Table 1: Inference Efficiency vs. Visual Quality (Single GPU)

Method Model Speedup↑ VBench↑ LPIPS↓ SSIM↑ PSNR↑
TeaCache-slow Open-Sora 1.50× 79.20% 0.134 0.837 23.50
LeMiCa-slow Open-Sora 1.52× 79.26% 0.050 0.923 31.32
TeaCache-fast Open-Sora 2.10× 78.24% 0.252 0.743 19.03
LeMiCa-fast Open-Sora 2.44× 78.34% 0.187 0.798 21.76
TeaCache-slow Latte 1.65× 77.40% 0.195 0.775 21.52
LeMiCa-slow Latte 1.69× 77.45% 0.091 0.865 27.65
TeaCache-fast Latte 2.60× 76.09% 0.318 0.674 18.04
LeMiCa-fast Latte 2.93× 76.75% 0.273 0.700 19.43
TeaCache-slow CogVideoX 1.70× 76.79% 0.053 0.928 31.07
LeMiCa-slow CogVideoX 1.72× 76.89% 0.023 0.958 35.93

LeMiCa consistently outperforms TeaCache across all models. LeMiCa-slow reduces LPIPS from 0.134 to 0.050 on Open-Sora (2.7× improvement) and achieves LPIPS of only 0.023 on CogVideoX. LeMiCa-fast reaches 2.93× speedup on Latte (up from TeaCache's 2.60×).

Table 2: Number of Samples Required for DAG Construction

# Samples VBench↑ LPIPS↓ SSIM↑ PSNR↑
1 78.58 0.164 0.838 24.51
5 78.70 0.161 0.843 24.57
10 78.95 0.158 0.844 24.56
350 79.27 0.143 0.851 24.67

Strong results are obtained with as few as 1 sample (PSNR 24.51 vs. 24.67 with 350 samples), demonstrating the robustness of the static cache schedule.
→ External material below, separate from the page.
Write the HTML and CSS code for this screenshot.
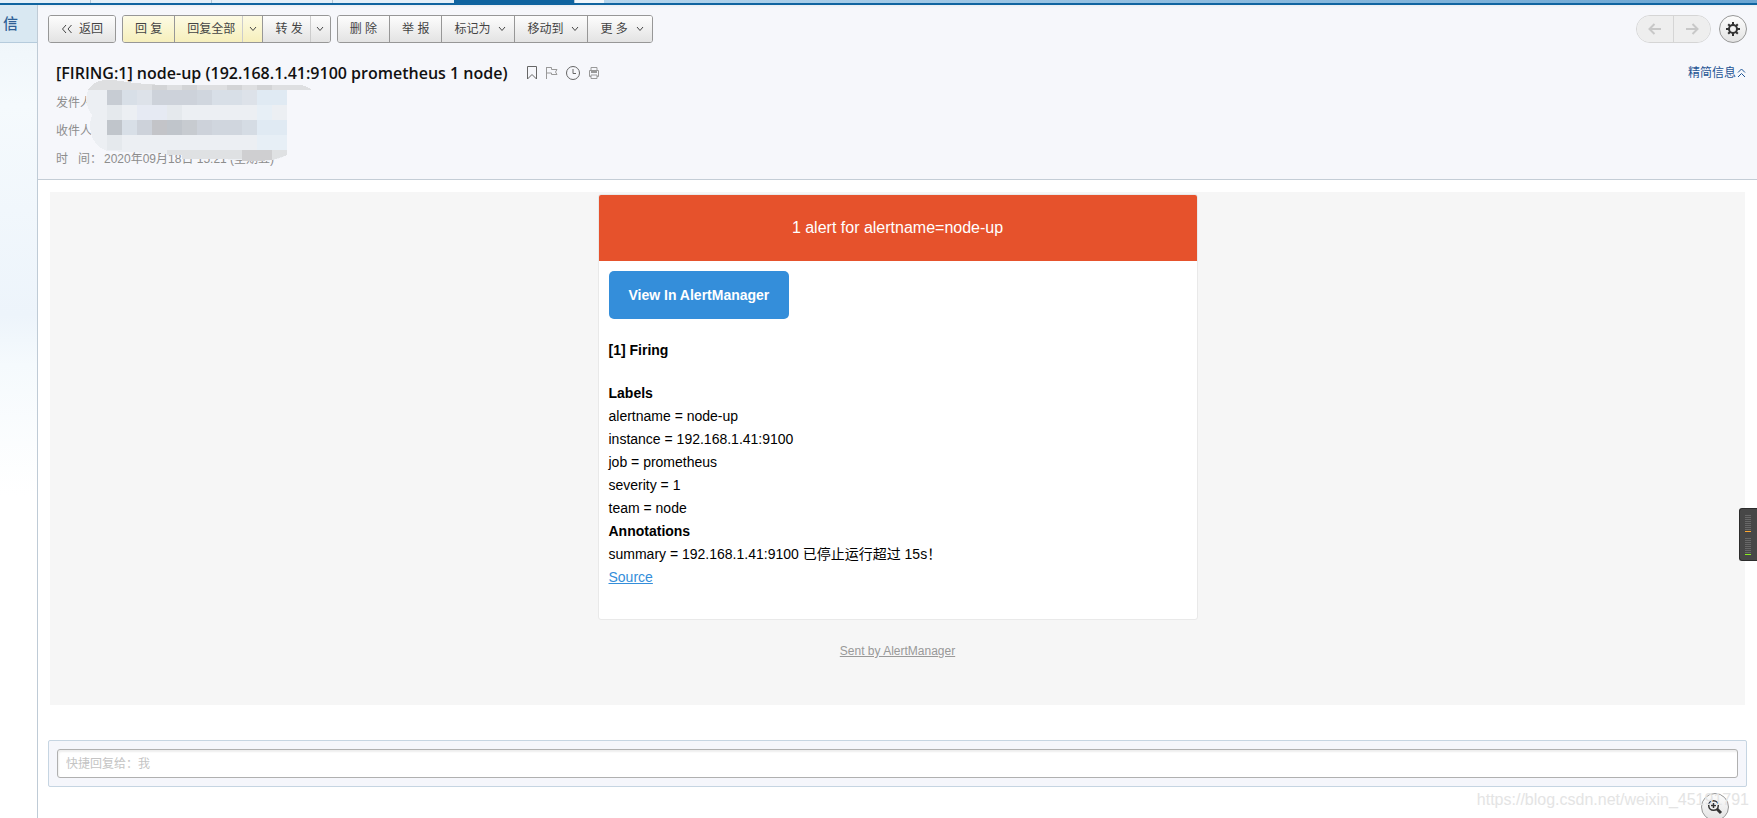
FILE: index.html
```html
<!DOCTYPE html>
<html lang="zh-CN">
<head>
<meta charset="utf-8">
<title>node-up</title>
<link rel="stylesheet" href="styles.css">
</head>
<body>
<div class="tabs"><i class="tab"></i><i class="tab"></i><i class="tab"></i><i class="tab last"></i><i class="tab current"></i><i class="gap"></i><i class="sky"></i></div>
<div class="app">
  <aside class="side"><div class="side-item">信</div></aside>
  <main class="main">
    <header class="head">
      <div class="toolbar">
        <div class="group"><button class="btn back"><svg width="12" height="10" viewBox="0 0 12 10"><path d="M5 1L1.500 5L5 9M10.500 1L7 5L10.500 9"/></svg>返回</button></div>
        <div class="group">
          <button class="btn yellow">回 复</button><button class="btn yellow all">回复全部</button><button class="btn yellow arrow" aria-label="回复选项"><svg width="8" height="6" viewBox="0 0 8 6"><path d="M1 1L4 4.500L7 1"/></svg></button><button class="btn forward">转 发</button><button class="btn arrow" aria-label="转发选项"><svg width="8" height="6" viewBox="0 0 8 6"><path d="M1 1L4 4.500L7 1"/></svg></button>
        </div>
        <div class="group">
          <button class="btn">删 除</button><button class="btn">举 报</button><button class="btn menu">标记为<svg width="8" height="6" viewBox="0 0 8 6"><path d="M1 1L4 4.500L7 1"/></svg></button><button class="btn menu">移动到<svg width="8" height="6" viewBox="0 0 8 6"><path d="M1 1L4 4.500L7 1"/></svg></button><button class="btn menu">更 多<svg width="8" height="6" viewBox="0 0 8 6"><path d="M1 1L4 4.500L7 1"/></svg></button>
        </div>
        <div class="pager">
          <button class="page" aria-label="上一封"><svg width="14" height="12" viewBox="0 0 14 12"><path d="M13 6H2M6.500 1L1.500 6L6.500 11"/></svg></button><button class="page" aria-label="下一封"><svg width="14" height="12" viewBox="0 0 14 12"><path d="M1 6H12M7.500 1L12.500 6L7.500 11"/></svg></button>
        </div>
        <button class="gear" aria-label="设置"><svg width="16" height="16" viewBox="0 0 16 16"><circle cx="8" cy="8" r="4"/><path d="M8 1V4M8 12V15M1 8H4M12 8H15M3.200 3.200L5 5M11 11L12.800 12.800M12.800 3.200L11 5M5 11L3.200 12.800"/></svg></button>
      </div>
      <div class="subject">
        <h1>[FIRING:1] node-up (192.168.1.41:9100 prometheus 1 node)</h1>
        <div class="marks">
          <svg width="14" height="16" viewBox="-1 0 14 16"><path d="M1.500 1.500H10.500V14L6 9.500L1.500 14Z"/></svg>
          <svg class="pale" width="14" height="16" viewBox="0 0 14 16"><path d="M1.500 2V14M1.500 2.500H6.500V4.500H12L10.500 7L12 9.500H6.500V8H1.500"/></svg>
          <svg width="16" height="16" viewBox="0 0 16 16"><circle cx="8" cy="8" r="6.500"/><path d="M8 4V8.500H11"/></svg>
          <svg class="pale" width="14" height="16" viewBox="-1 0 14 16"><path d="M3 5V2.500H9V5M3 11.500H1.500V5.500H10.500V11.500H9M3 7.500H9M3 6.500H9M3 10H9V13.500H3Z"/></svg>
        </div>
        <a class="brief" href="#">精简信息<svg width="9" height="10" viewBox="0 0 9 10"><path d="M1 4.500L4.500 1L8 4.500M1 9L4.500 5.500L8 9"/></svg></a>
      </div>
      <div class="meta">
        <p>发件人</p>
        <p>收件人</p>
        <p><span class="time-label">时&nbsp;&nbsp; 间：</span>2020年09月18日 15:21 (星期五)</p>
        <svg class="mosaic" width="232" height="84" viewBox="0 0 232 84" shape-rendering="crispEdges">
          <path fill="#dedfe1" d="M2 10Q8 1 18 0H28Q50 4 80 5H214Q222 6 226 10Z"/>
          <path fill="#eceff3" d="M2 10H201V75Q188 82 172 81Q120 79 86 74L21 71Q8 66 5 54Q3 42 6 35Q-3 22 2 10Z"/>
          <path fill="#d3d4d6" d="M66 5H81V10H66ZM96 5H111V10H96ZM141 5H156V10H141ZM171 5H186V10H171Z"/>
          <path fill="#c7ccd3" d="M21 10H36V25H21Z"/>
          <path fill="#d8dfe7" d="M36 10H51V25H36ZM126 10H171V25H126ZM36 40H51V55H36Z"/>
          <path fill="#dde2e9" d="M51 10H66V25H51ZM156 10H171V25H156Z"/>
          <path fill="#cdd2da" d="M66 10H111V25H66ZM51 40H66V55H51ZM111 40H126V55H111Z"/>
          <path fill="#d0d6de" d="M111 10H126V25H111ZM126 40H156V55H126Z"/>
          <path fill="#e0eaf3" d="M171 10H201V25H171ZM171 40H201V55H171Z"/>
          <path fill="#c0c5cb" d="M21 40H36V55H21ZM81 40H96V55H81Z"/>
          <path fill="#c3c4c8" d="M66 40H81V55H66Z"/>
          <path fill="#c7cbd0" d="M96 40H111V55H96Z"/>
          <path fill="#d5dce4" d="M156 40H171V55H156Z"/>
          <path fill="#e5e9ed" d="M21 25H36V40H21ZM21 55H36V70H21ZM81 25H96V40H81Z"/>
          <path fill="#e6eaf3" d="M51 25H81V40H51Z"/>
          <path fill="#e7eff6" d="M171 25H186V40H171ZM171 55H201V70H171Z"/>
          <path fill="#dfe1e3" d="M81 70H96V75H81ZM96 70H156V79H96ZM186 70H201V75L186 80Z"/>
          <path fill="#cfcfd1" d="M156 70H186V80L172 81H156Z"/>
        </svg>
      </div>
    </header>
    <div class="content">
      <section class="mail">
        <article class="card">
          <div class="banner">1 alert for alertname=node-up</div>
          <div class="card-body">
            <a class="view" href="#">View In AlertManager</a>
            <p class="firing"><strong>[1] Firing</strong></p>
            <p><strong>Labels</strong><br>alertname = node-up<br>instance = 192.168.1.41:9100<br>job = prometheus<br>severity = 1<br>team = node<br><strong>Annotations</strong><br>summary = 192.168.1.41:9100 已停止运行超过 15s！<br><a class="source" href="#">Source</a></p>
          </div>
        </article>
        <a class="sent" href="#">Sent by AlertManager</a>
      </section>
      <div class="reply"><input type="text" aria-label="快捷回复" placeholder="快捷回复给：我"></div>
    </div>
  </main>
</div>
<div class="meter"><i class="orange"></i><i class="green"></i></div>
<button class="zoom" aria-label="放大"><svg width="16" height="16" viewBox="0 0 16 16"><circle cx="6.500" cy="6.500" r="4.800"/><path d="M4 6.500H9M6.500 4V9"/><path class="handle" d="M10 10L14 14"/></svg></button>
<div class="watermark">https://blog.csdn.net/weixin_45191791</div>
</body>
</html>
```
FILE: styles.css
```css
* { box-sizing: border-box; }
body {
  margin: 0;
  min-height: 100vh;
  display: flex;
  flex-direction: column;
  overflow: hidden;
  position: relative;
  background: #fff;
  font: 12px/20px "Liberation Sans", "Noto Sans CJK SC", sans-serif;
}
p, h1 { margin: 0; }
button { font: inherit; cursor: pointer; }
svg { fill: none; stroke: currentColor; flex: none; }

.tabs { display: flex; height: 5px; border-bottom: 2px solid #1064a0; background: #e4eff8; }
.tab { width: 121px; border-right: 1px solid #b4c7d6; }
.tab:first-child { width: 91px; }
.tab.last { border: 0; }
.tab.current { background: #1064a0; }
.gap { width: 29px; background: #f0f6fb; }
.sky { flex: 1; background: linear-gradient(90deg, #b5d5ec, #6aa5d2); }

.app { flex: 1; display: flex; }
.side {
  width: 38px;
  border-right: 1px solid #bfcbd6;
  background: linear-gradient(#edf4f9, #f5fafd 100px, #edf4fb 310px, #f5fafd 360px, #fff 490px);
}
.side-item {
  height: 38px;
  padding: 9px 0 0 3px;
  border-bottom: 1px solid #b5cbdc;
  background: #d9e8f2;
  color: #2f5f96;
  font-size: 15px;
  font-weight: 500;
}
.main { flex: 1; min-width: 0; }
.head {
  padding: 10px 10px 6px;
  background: linear-gradient(#eceff3, #f6f7fb 3px);
  border-bottom: 1px solid #c4cdd6;
}

.toolbar { display: flex; gap: 6px; color: #444; }
.group {
  display: flex;
  height: 28px;
  border: 1px solid #979797;
  border-radius: 3px;
  overflow: hidden;
}
.btn {
  display: flex;
  align-items: center;
  justify-content: center;
  padding: 0 12px;
  border: 0;
  border-left: 1px solid #979797;
  background: linear-gradient(#fdfdfd, #e3e3e3);
  color: #444;
}
.btn:first-child { border-left: 0; }
.back { gap: 6px; }
.yellow { background: linear-gradient(#fdfbe4, #f6efbc); }
.yellow.all { padding: 0 7px 0 12px; }
.btn.forward { padding-right: 7px; }
.btn.arrow { width: 20px; padding: 0; border-left-color: #ccc; }
.menu { gap: 8px; padding-right: 8px; }
.pager {
  display: flex;
  width: 75px;
  height: 28px;
  margin-left: auto;
  border: 1px solid #d5d5d5;
  border-radius: 14px;
  overflow: hidden;
}
.page {
  flex: 1;
  display: flex;
  align-items: center;
  justify-content: center;
  padding: 0;
  border: 0;
  background: #eee;
  color: #c8c8c8;
}
.page svg { stroke-width: 2; }
.page + .page { border-left: 1px solid #d5d5d5; }
.gear, .zoom {
  display: flex;
  align-items: center;
  justify-content: center;
  width: 28px;
  height: 28px;
  padding: 0;
  border: 1px solid #979797;
  border-radius: 50%;
  background: linear-gradient(#fdfdfd, #e3e3e3);
  color: #333;
}
.gear { margin-left: 2px; }
.gear svg { stroke-width: 2; }

.subject { display: flex; align-items: center; height: 24px; margin: 18px 0 0 8px; }
h1 { font: 600 16px/24px "Open Sans", "Noto Sans CJK SC", sans-serif; color: #111; }
.marks { display: flex; align-items: center; gap: 6px; margin-left: 17px; color: #666; }
.marks .pale { color: #999; }
.brief { display: flex; align-items: center; gap: 1px; margin: 0 1px 0 auto; color: #1e5494; text-decoration: none; }

.meta { position: relative; margin: 4px 0 0 8px; color: #8d8d8d; line-height: 28px; }
.time-label { display: inline-block; width: 48px; white-space: nowrap; }
.mosaic { position: absolute; left: 30px; top: -9px; stroke: none; }

.content { padding: 12px 10px 0; }
.mail {
  display: flex;
  flex-direction: column;
  align-items: center;
  margin: 0 2px;
  padding: 2px 0 42px;
  background: #f6f6f6;
  font-size: 14px;
  line-height: 23px;
  color: #000;
}
.card {
  width: 600px;
  max-width: 100%;
  border: 1px solid #e9e9e9;
  border-radius: 3px;
  background: #fff;
  overflow: hidden;
}
.banner { padding: 20px; background: #e6522c; color: #fff; font-size: 16px; line-height: 26px; text-align: center; }
.card-body { padding: 10px 10px 30px; }
.view {
  display: inline-block;
  padding: 12px 20px;
  border-radius: 5px;
  background: #348eda;
  color: #fff;
  font-weight: bold;
  line-height: 24px;
  text-decoration: none;
  vertical-align: top;
}
.firing { padding: 20px 0; }
.source { color: #348eda; }
.sent { margin-top: 20px; color: #999; font-size: 12px; }

.reply {
  margin-top: 35px;
  padding: 8px;
  border: 1px solid #c6d5e2;
  border-radius: 2px;
  background: #f5f6fb;
}
.reply input {
  display: block;
  width: 100%;
  height: 29px;
  padding: 0 8px;
  border: 1px solid #b0b0b0;
  border-radius: 3px;
  background: #fff;
  box-shadow: inset 1px 2px 2px #eee;
  font: inherit;
}
.reply input::placeholder { color: #c4c4c4; }

.meter {
  position: absolute;
  right: 0;
  top: 508px;
  width: 18px;
  height: 53px;
  padding: 6px 5px;
  border: 1px solid #2c2c2c;
  border-right: 0;
  border-radius: 3px 0 0 3px;
  background: #474747;
}
.meter i {
  display: block;
  width: 6px;
  height: 17px;
  margin-bottom: 6px;
  border-bottom: 1px solid #ffa830;
  background: repeating-linear-gradient(#686868 0 1px, #474747 1px 2px);
}
.meter .green { border-color: #8af020; }
.zoom { position: absolute; right: 28px; bottom: -3px; }
.zoom svg { stroke-width: 1.5; }
.zoom .handle { stroke-width: 3; }
.watermark {
  position: absolute;
  right: 8px;
  bottom: 8px;
  color: #e4e4e4;
  font-size: 16px;
  pointer-events: none;
}
```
Table 3: Ablation on Path Strategy

Path Strategy VBench↑ LPIPS↓ SSIM↑ PSNR↑
Shortest Path 76.04 0.203 0.809 22.90
Minimax Path 79.27 0.143 0.851 24.67

The minimax path comprehensively outperforms the shortest path, validating the core argument that controlling peak error is more important than minimizing accumulated error.

Trajectory Robustness

Varying the scale parameter of the sampling schedule (0.5–1.5), LeMiCa consistently achieves lower LPIPS than TeaCache across all trajectories, demonstrating effectiveness under diverse denoising paths.

Highlights & Insights

  • Novel theoretical perspective: Formalizing cache scheduling as a lexicographic minimax path problem on a DAG introduces a new optimization paradigm for diffusion acceleration.
  • Global error control: The global result-aware error eliminates the influence of temporal heterogeneity, while lexicographic minimax explicitly constrains worst-case degradation.
  • Minimal perceptual degradation: LPIPS of 0.05 on Open-Sora and 0.023 on CogVideoX represent near-lossless acceleration.
  • Zero additional runtime overhead: Cache schedules are fully precomputed offline and applied via direct lookup at inference time.

Limitations & Future Work

  • Offline DAG construction cost: Building the graph requires full denoising trajectories evaluated across multiple prompts, incurring a non-trivial one-time computational cost.
  • Fixed sampling path assumption: The assumption that denoising trajectories are stable for a trained model may not hold under certain adaptive schedulers.
  • Evaluated only on text-to-video: The method has not been validated on image-to-video generation, video editing, or other related tasks.
  • Maximum skip length requires manual tuning: The setting is heuristic-based, and no automatic determination procedure is provided.
  • Diffusion acceleration (DDIM [Song+ 2020], consistency distillation [Song+ 2023], adversarial distillation [Sauer+ 2024]): These methods require training; LeMiCa is training-free.
  • Diffusion caching (DeepCache [Ma+ 2023], PAB [Zhao+ 2024], TeaCache [Liu+ 2024]): Based on local greedy strategies; LeMiCa proposes a global optimization alternative.
  • Δ-DiT [Chen+ 2024], T-GATE [Zhang+ 2024]: Image generation acceleration methods with limited effectiveness when extended to video.

Rating

  • Novelty: ⭐⭐⭐⭐⭐ — Lexicographic minimax path optimization represents a genuinely new perspective in the diffusion caching literature.
  • Experimental Thoroughness: ⭐⭐⭐⭐ — Three models, multiple ablations, sample efficiency analysis, and trajectory robustness evaluation.
  • Writing Quality: ⭐⭐⭐⭐ — The analysis of local vs. global error is thorough and the figures are clear.
  • Value: ⭐⭐⭐⭐⭐ — Provides a strong training-free acceleration baseline for diffusion-based video generation.